Esta é a Grande Peregrinação que os profetas haviam
prometido, como um caminho que leva para a Nova Jerusalém da Paz e da vida.
Mas, segundo o evangelho de Mateus, essa Peregrinação da Luz não leva a
Jerusalém (cidade dominada pelo Rei Herodes e pelos sacerdotes cumplices da
morte), mas a Belém, que é a “Casa do Pão”, a “Casa da Lua”, pois alimenta e
ilumina homens e mulheres que, na noite da existência, buscam um sentido para a
própria vida. Por isso, uma peregrinação que continua sempre aberta.
Esta é também a nossa peregrinação em direção à nossa Belém
interior; a vida mesma é entendida como caminho de desvelamento de nossa
verdadeira identidade e de descoberta da nossa própria verdade (o que é mais
divino em nós).
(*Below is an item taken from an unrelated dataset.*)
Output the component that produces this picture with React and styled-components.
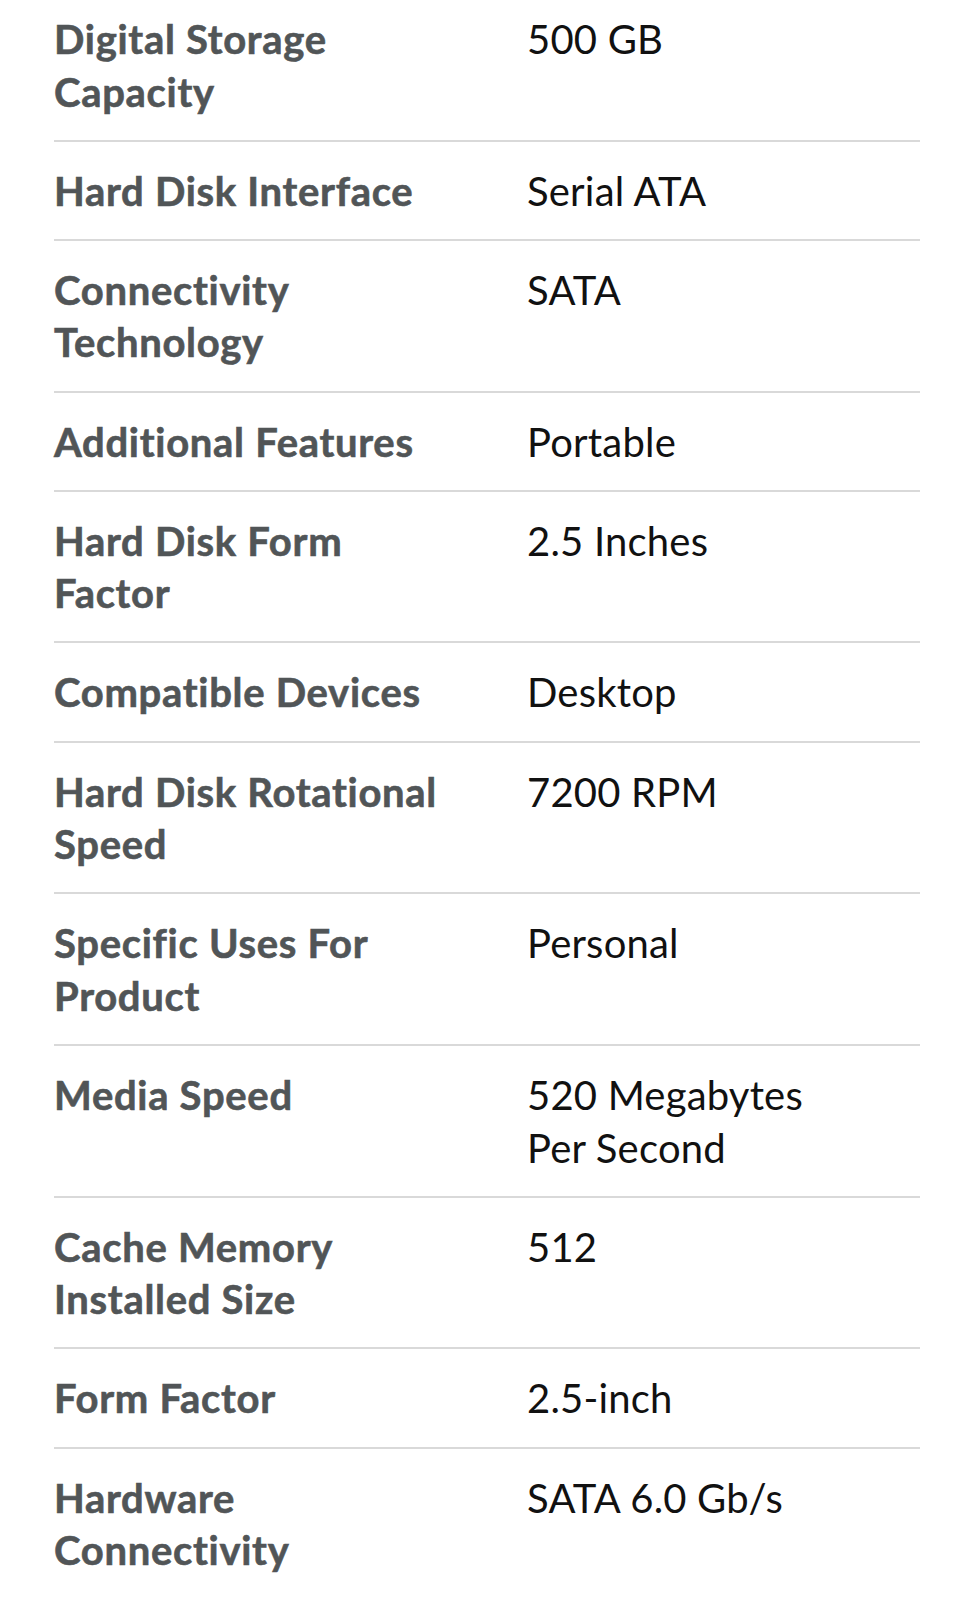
import React from 'react'
import styled, { createGlobalStyle } from 'styled-components'

const GlobalStyle = createGlobalStyle`
  html, body {
    margin: 0;
    padding: 0;
    background: #fff;
  }
  body {
    font-family: Lato, "Noto Sans", sans-serif;
    -webkit-font-smoothing: antialiased;
  }
`;

const Page = styled.div`
  width: 960px;
  height: 1598px;
  overflow: hidden;
  background: #fff;
  padding: 0 40px 0 54px;
  box-sizing: border-box;
`;

const Table = styled.div`
  display: flex;
  flex-direction: column;
`;

const Row = styled.div`
  display: grid;
  grid-template-columns: 400px 1fr;
  column-gap: 73px;
  padding: 23px 0 21.7px;
  border-bottom: 2px solid #d9d9d9;
  font-size: 40px;
  line-height: 52.5px;

  &:first-child {
    padding-top: 13px;
  }
  &:last-child {
    border-bottom: none;
  }
`;

const Label = styled.div`
  font-weight: 700;
  color: #515557;
  letter-spacing: 0.7px;
  -webkit-text-stroke: 0.6px #515557;
`;

const Value = styled.div`
  font-weight: 400;
  color: #111;
  max-width: 320px;
  letter-spacing: 0.2px;
`;

const specs = [
  ['Digital Storage Capacity', '500 GB'],
  ['Hard Disk Interface', 'Serial ATA'],
  ['Connectivity Technology', 'SATA'],
  ['Additional Features', 'Portable'],
  ['Hard Disk Form Factor', '2.5 Inches'],
  ['Compatible Devices', 'Desktop'],
  ['Hard Disk Rotational Speed', '7200 RPM'],
  ['Specific Uses For Product', 'Personal'],
  ['Media Speed', '520 Megabytes Per Second'],
  ['Cache Memory Installed Size', '512'],
  ['Form Factor', '2.5-inch'],
  ['Hardware Connectivity', 'SATA 6.0 Gb/s'],
]

export default function App() {
  return (
    <>
      <GlobalStyle />
      <Page>
        <Table>
          {specs.map(([label, value]) => (
            <Row key={label}>
              <Label>{label}</Label>
              <Value>{value}</Value>
            </Row>
          ))}
        </Table>
      </Page>
    </>
  )
}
No encontro com Aquele que é a Luz e que ilumina todo ser
humano, ativa-se a “faísca de luz” que todos levamos em nosso coração.
Epifania, portanto, é a festa da “estrela de Deus”, que não
só ilumina o caminho da humanidade; ela é a grande Festa de Iniciação, de
“descobrimento da própria luz”, ou seja, da Luz do Deus de Jesus em nossa
própria vida. Por isso, no sentido mais
profundo, todos somos “phos-phoros” (fós-foro) ou “phos-phorantes”, portadores
de luz, lamparinas de Deus neste mundo envolto em trevas; cada um de nós é uma
estrela de Deus no imenso mar de constelações. Somos luz de Deus, porque Deus é
nossa luz, a lâmpada de sete luzes que é a única Luz de verdade em nossa
existência.
Por isso, Epifania não é só hoje, epifania é sempre, é nossa
vida. Frente ao Rei Herodes e frente a todos os Reis e Sacerdotes do poder
estabelecido, que só buscam o domínio sobre os outros (que são capazes de
matar, porque não tem outra riqueza), emergem, no relato de Mateus, os “magos e
magas”, que realizam o caminho de iniciação, que os leva à verdade de sua
própria vida, a verdade do Deus dos pobres, a verdade de Belém.
Todos somos “magos-magas”, homens e mulheres que buscam a
Deus, em gratuidade, em reverência, em constante surpresa... Por isso, desde a
Idade Média, os Magos aparecem como sinal de reverência amorosa, no caminho de
iniciação que temos de fazer para o encontro de nossa verdade original. A
Estrela dos magos é o mesmo Jesus, cuja luz brotou em Belém, para iluminar, a
partir dali, a todos os homens e mulheres. Por isso, os magos nos ajudam a
descobrir Aquele que é a Luz, para que, a partir do encontro com Ele, nós
mesmos sejamos luz, sejamos Cristo, feito epifania (manifestação) e diafania
(transparência) de Deus na terra. Nós somos os “magos e as magas”, milhares de
homens e mulheres de luz, estrelas de Deus espalhadas pela imensidão do
universo do Criador.
O presente dos magos (ouro, incenso e mirra) é nossa própria
vida, que se faz dom de Deus, para nós mesmos e para os demais. Somos ouro, o
de maior valor, mas não em forma de capital monetário para comprar e vender,
mas como beleza da vida que se faz dom-presente para ser compartilhado. Somos
incenso, o melhor odor do Natal, o perfume mais precioso, para exalar
santidade, amor, compaixão… em meio a um ambiente fétido de morte e exclusão.
Somos mirra, unguento do amor, como o que usavam os noivos, unguento da vida
com o qual se despedia dos mortos, esperando a ressurreição.
Nossa vida mesma é um presente que viemos oferecer a Deus e
aos outros, no transcurso da noite luminosa de nossa existência, dirigida para
Jesus.
Texto bíblico: Mt
2,1-12
Na oração: O relato dos Magos nos convida a ir ao encontro
do ano novo por outro caminho. Depois do encontro com o Menino Jesus, não
deveríamos regressar à nossa terra pelo mesmo caminho pelo qual viemos.
Transitar por um caminho novo é que deveria caracterizar o começo deste novo
ano. E esta mudança de estratégia deveria ser criativa, buscando alternativas
desconhecidas e novas para enfrentar os desafios que a realidade na qual
vivemos nos apresenta. A criatividade não está em dizer ou fazer coisas raras
ou extraordinárias, mas em saber dizer e fazer o mesmo com outra motivação, com
outra inspiração, de maneira que o resultado seja sempre melhor.
Somos chamados a reler muitas vezes nossas vidas, à luz das
experiências que tivemos, e tomarmos consciência de que cada encontro nos vai
configurando, até chegarmos a uma identificação mais profunda com Jesus.